:: Data shown ::
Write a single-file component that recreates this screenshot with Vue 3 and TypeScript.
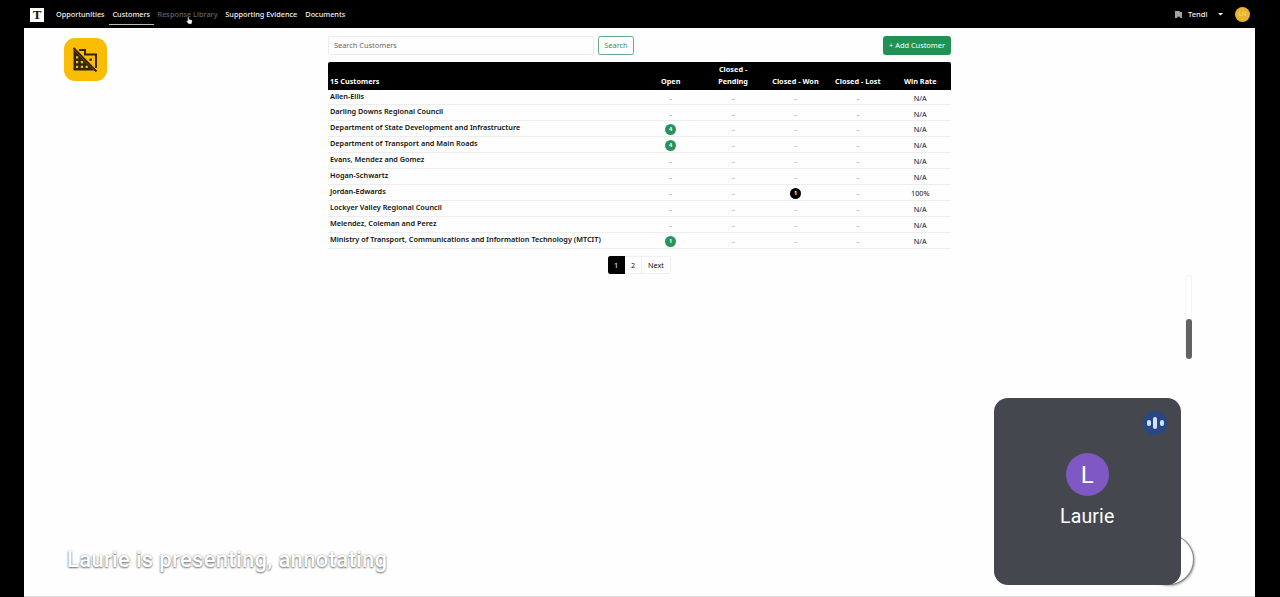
<script setup lang="ts">
interface NavItem {
  label: string
  width: number
  state?: 'active' | 'hover'
}

interface Customer {
  name: string
  open?: number
  pending?: number
  won?: number
  lost?: number
  rate: string
}

const navItems: NavItem[] = [
  { label: 'Opportunities', width: 57 },
  { label: 'Customers', width: 45, state: 'active' },
  { label: 'Response Library', width: 67.5, state: 'hover' },
  { label: 'Supporting Evidence', width: 80 },
  { label: 'Documents', width: 48 },
]

const columns = ['Open', 'Closed - Pending', 'Closed - Won', 'Closed - Lost', 'Win Rate']
const counts = ['open', 'pending', 'won', 'lost'] as const

const customers: Customer[] = [
  { name: 'Allen-Ellis', rate: 'N/A' },
  { name: 'Darling Downs Regional Council', rate: 'N/A' },
  { name: 'Department of State Development and Infrastructure', open: 4, rate: 'N/A' },
  { name: 'Department of Transport and Main Roads', open: 4, rate: 'N/A' },
  { name: 'Evans, Mendez and Gomez', rate: 'N/A' },
  { name: 'Hogan-Schwartz', rate: 'N/A' },
  { name: 'Jordan-Edwards', won: 1, rate: '100%' },
  { name: 'Lockyer Valley Regional Council', rate: 'N/A' },
  { name: 'Melendez, Coleman and Perez', rate: 'N/A' },
  { name: 'Ministry of Transport, Communications and Information Technology (MTCIT)', open: 1, rate: 'N/A' },
]
</script>

<template>
  <div class="stage">
    <div class="shared">
      <header class="topbar">
        <div class="logo">T</div>
        <nav class="nav">
          <a v-for="item in navItems" :key="item.label" class="nav-item" :class="item.state" :style="{ width: item.width + 'px' }">{{ item.label }}</a>
        </nav>
        <div class="account">
          <svg class="org" viewBox="0 0 8 8"><path d="M0 0H5V1H8V8H5.5V6H2.5V8H0Z" fill="#a4a4a4" /></svg>
          <span class="org-name">Tendl</span>
          <svg class="caret" viewBox="0 0 4 2"><path d="M0 0H4L2 2Z" fill="#fff" /></svg>
          <span class="user">LN</span>
        </div>
      </header>

      <main class="content">
        <div class="tools">
          <div class="search-field">Search Customers</div>
          <button class="search-button">Search</button>
          <button class="add-button">+ Add Customer</button>
        </div>
        <div class="table">
          <div class="row head">
            <div class="name">15 Customers</div>
            <div v-for="column in columns" :key="column" class="cell">{{ column }}</div>
          </div>
          <div v-for="customer in customers" :key="customer.name" class="row">
            <div class="name">{{ customer.name }}</div>
            <div v-for="key in counts" :key="key" class="cell">
              <span v-if="customer[key]" class="badge" :class="key">{{ customer[key] }}</span>
              <span v-else class="dash">-</span>
            </div>
            <div class="cell rate">{{ customer.rate }}</div>
          </div>
        </div>
        <div class="pager">
          <span class="page current">1</span>
          <span class="page">2</span>
          <span class="page next">Next</span>
        </div>
      </main>
    </div>

    <svg class="pointer" viewBox="0 0 12 14">
      <path d="M3 1.2Q4.2.4 5 1.8V5L9.5 6Q11 6.5 10.5 8.5L9.5 13H4.5L1 8.5Q.8 7 3 8Z" fill="#fff" stroke="#222" stroke-width=".7" />
    </svg>

    <div class="domain-off">
      <svg viewBox="0 0 26 26">
        <path d="M7 3H13V7.5H24V21" fill="none" stroke="#33270a" stroke-width="2" />
        <path d="M1.5 2.5V23.5H22Z" fill="#33270a" />
        <path d="M4 9.2h2.2v2.2H4zM4 14h2.2v2.2H4zM4 18.8h2.2v2.2H4zM8.8 14H11v2.2H8.8zM8.8 18.8H11v2.2H8.8zM13.6 18.8h2.2v2.2h-2.2z" fill="#fbbc04" />
        <path d="M17.5 11.5h2.3v2.3h-2.3z" fill="#33270a" />
        <path d="M1.5 1L24.5 24.5" stroke="#33270a" stroke-width="2" />
      </svg>
    </div>

    <div class="scroll"><div class="thumb"></div></div>
    <div class="round-button"></div>

    <section class="tile">
      <div class="speaking"><i></i><i class="tall"></i><i></i></div>
      <div class="avatar">L</div>
      <div class="participant">Laurie</div>
    </section>
    <div class="caption">Laurie is presenting, annotating</div>
  </div>
</template>

<style>
body {
  margin: 0;
  background: #000;
}
</style>

<style scoped>
.stage {
  position: relative;
  box-sizing: border-box;
  width: 1280px;
  height: 597px;
  padding: 0 25px 0 24px;
  overflow: hidden;
  background: #000;
  font-family: "Noto Sans", "Open Sans", sans-serif;
  font-size: 7.3px;
  color: #111;
}

.shared {
  box-sizing: border-box;
  height: 597px;
  background: #fefefe;
  border-bottom: 1px solid #dedede;
}

.topbar {
  display: flex;
  align-items: center;
  box-sizing: border-box;
  height: 28px;
  padding: 1px 5px 0 6px;
  background: #000;
  color: #f2f2f2;
}

.logo {
  width: 14px;
  height: 14px;
  margin-right: 7.8px;
  background: #fff;
  color: #111;
  font: bold 13px/14px "Liberation Serif", serif;
  text-align: center;
}

.nav {
  display: flex;
  height: 24px;
  margin-top: -1px;
}

.nav-item {
  box-sizing: border-box;
  height: 23px;
  border-bottom: 1px solid transparent;
  line-height: 25px;
  font-weight: 500;
  text-align: center;
  white-space: nowrap;
}

.nav-item.active {
  border-color: #bbb;
}

.nav-item.hover {
  color: #666;
}

.account {
  display: flex;
  align-items: center;
  margin-left: auto;
}

.org {
  width: 7.5px;
  height: 7.5px;
}

.org-name {
  width: 20px;
  margin-left: 6px;
  font-weight: 500;
  font-size: 7.6px;
  line-height: 14px;
  margin-top: -1px;
}

.caret {
  width: 5px;
  height: 2.5px;
  margin-left: 9.5px;
}

.user {
  width: 15px;
  height: 15px;
  margin-left: 12.5px;
  border-radius: 50%;
  background: #e8b62c;
  color: #f7dc8d;
  font-size: 6px;
  line-height: 15px;
  text-align: center;
}

.content {
  width: 623px;
  margin-left: 304px;
  padding-top: 8px;
}

.tools {
  display: flex;
  height: 18px;
}

.search-field,
.search-button,
.add-button {
  box-sizing: border-box;
  height: 18.5px;
  padding: 0;
  border: 1px solid #ebebeb;
  border-radius: 2.5px;
  font: 7.4px/17.5px "Noto Sans", sans-serif;
}

.search-field {
  width: 266px;
  padding-left: 5px;
  color: #666;
}

.search-button {
  width: 36px;
  margin-left: 4px;
  border-color: #66aa85;
  background: #fff;
  color: #389263;
}

.add-button {
  width: 68px;
  margin-left: auto;
  border-color: #209253;
  background: #209253;
  color: #fff;
}

.table {
  margin-top: 8px;
  border-radius: 2px 2px 0 0;
  overflow: hidden;
}

.row {
  display: grid;
  grid-template-columns: 311.5px repeat(5, 62.4px);
  box-sizing: border-box;
  height: 15.9px;
  border-bottom: 1px solid #ededed;
}

.name {
  padding-left: 2px;
  font-weight: 600;
  line-height: 13.4px;
  white-space: nowrap;
}

.cell {
  display: flex;
  align-items: center;
  justify-content: center;
  padding-top: 1.2px;
  text-align: center;
}

.dash {
  color: #777;
}

.row.head {
  height: 27.6px;
  padding-bottom: 2px;
  border: 0;
  align-items: end;
  background: #000;
  color: #fff;
  font-weight: 700;
}

.head .name {
  font-weight: 700;
  line-height: 13px;
}

.head .cell {
  padding: 0 12px;
  line-height: 11.7px;
}

.head .cell:nth-child(n + 4) {
  padding: 0;
}

.badge {
  width: 11px;
  height: 11px;
  margin-top: 1px;
  border-radius: 50%;
  background: #29935a;
  color: #fff;
  font-size: 5.5px;
  font-weight: 700;
  line-height: 11px;
}

.badge.won {
  background: #000;
}

.pager {
  display: flex;
  width: 63px;
  height: 18.5px;
  margin: 7.4px 0 0 280px;
}

.page {
  box-sizing: border-box;
  width: 17px;
  border: 1px solid #efefef;
  border-left: 0;
  line-height: 17px;
  text-align: center;
}

.page.current {
  border-color: #000;
  border-radius: 2.5px 0 0 2.5px;
  background: #000;
  color: #fff;
}

.page.next {
  width: 29px;
  border-radius: 0 2.5px 2.5px 0;
}

.pointer {
  position: absolute;
  left: 186px;
  top: 16px;
  width: 7px;
  height: 9px;
}

.domain-off {
  position: absolute;
  left: 64px;
  top: 38px;
  width: 43px;
  height: 43px;
  border-radius: 11px;
  background: #fbbc04;
}

.domain-off svg {
  display: block;
  width: 26px;
  height: 26px;
  margin: 9px 0 0 8px;
}

.scroll {
  position: absolute;
  left: 1185px;
  top: 275px;
  box-sizing: border-box;
  width: 7px;
  height: 84px;
  padding-top: 44px;
  border: 1px solid #f4f4f4;
  border-bottom: 0;
  border-radius: 4px;
}

.thumb {
  width: 6px;
  height: 40px;
  margin: -1px 0 0 -0.5px;
  border-radius: 3px;
  background: #626262;
}

.round-button {
  position: absolute;
  left: 1144px;
  top: 535px;
  width: 49px;
  height: 49px;
  border-radius: 50%;
  background: #fff;
  box-shadow: 0 0 0 1px #888, 1px 1px 3px #555;
}

.tile {
  position: absolute;
  left: 994px;
  top: 398px;
  display: flex;
  flex-direction: column;
  align-items: center;
  width: 186.5px;
  height: 187px;
  border-radius: 14px;
  background: #45474f;
  color: #fff;
  font-family: Roboto, sans-serif;
}

.speaking {
  position: absolute;
  right: 13.5px;
  top: 13px;
  display: flex;
  align-items: center;
  justify-content: center;
  gap: 2.5px;
  width: 24px;
  height: 24px;
  border-radius: 50%;
  background: #294785;
}

.speaking i {
  width: 4px;
  height: 6px;
  border-radius: 2px;
  background: #d3e3fd;
}

.speaking .tall {
  height: 12px;
}

.avatar {
  width: 43.5px;
  height: 43.5px;
  margin-top: 54.5px;
  border-radius: 50%;
  background: #8058c4;
  font-size: 24px;
  line-height: 45px;
  text-align: center;
}

.participant {
  margin-top: 9px;
  font-size: 19.5px;
  line-height: 23px;
  letter-spacing: 0.15px;
}

.caption {
  position: absolute;
  left: 67px;
  top: 546px;
  color: #fff;
  font: 500 22px/28px Roboto, sans-serif;
  letter-spacing: 0.33px;
  text-shadow: 0 1px 2px rgba(0, 0, 0, 0.5), 0 0 2px rgba(0, 0, 0, 0.35);
  white-space: nowrap;
}
</style>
:::
Without the pictures, return the listing above from its first line through the line that has "const counts = ['open', 'pending', 'won', 'lost']".

◆ Solution to this problem:
Write a single-file component that recreates this screenshot with Vue 3 and TypeScript.
<script setup lang="ts">
interface NavItem {
  label: string
  width: number
  state?: 'active' | 'hover'
}

interface Customer {
  name: string
  open?: number
  pending?: number
  won?: number
  lost?: number
  rate: string
}

const navItems: NavItem[] = [
  { label: 'Opportunities', width: 57 },
  { label: 'Customers', width: 45, state: 'active' },
  { label: 'Response Library', width: 67.5, state: 'hover' },
  { label: 'Supporting Evidence', width: 80 },
  { label: 'Documents', width: 48 },
]

const columns = ['Open', 'Closed - Pending', 'Closed - Won', 'Closed - Lost', 'Win Rate']
const counts = ['open', 'pending', 'won', 'lost'] as const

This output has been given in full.